It's interesting that Ron Paul should choose 1900 as the year to emulate. On September 8, 1900, Galveston sustained a direct hit from a category 4 hurricane. The Weather Bureau office in Galveston had received warnings from the Washington DC office on September 4th that a tropical storm had moved northward over Cuba, but because of limited observational capability in 1900, they had no way of knowing where it currently was or in which direction it was heading.

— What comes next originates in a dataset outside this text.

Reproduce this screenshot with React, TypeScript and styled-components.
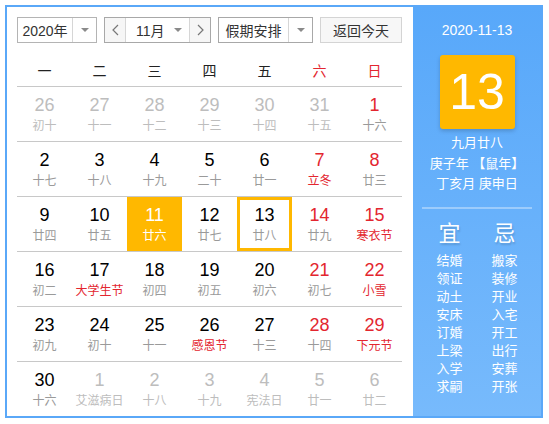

Large swells from the southeast on the Gulf and clouds at all altitudes moving in from the northeast prompted the Galveston Weather Bureau office to raise the hurricane warning flags on the afternoon of the 7th, but the city had weathered numerous previous storms, and for the most part the population was unconcerned; the weather on the 7th seemed unremarkable, and few people chose to evacuate. They had no idea they were facing would would be, and remains, the deadliest hurricane in U.S. history.
The destruction of property was great, but the greatest tragedy was the enormous death toll, estimated at between 6,000 and 12,000 (and most often reported as about 8,000). Many who survived the actual hurricane died trapped under debris before they could be rescued. 30,000 were left homeless.
Because the bridges to the mainland were destroyed and the telegraph lines were downed, no word of the city's plight got out the the wider world until six survivors on the ship Pherabe, one of the few at the Galveston wharfs to survive the storm, straggled into a telegraph office in Houston at 3 a.m. on September 10th to send a message to the governor of Texas and President McKinley that the city of Galveston had been destroyed. And even then, they had no idea of the full extent of the damage, estimating the dead at five hundred.
This is really what Ron Paul wants to go back to?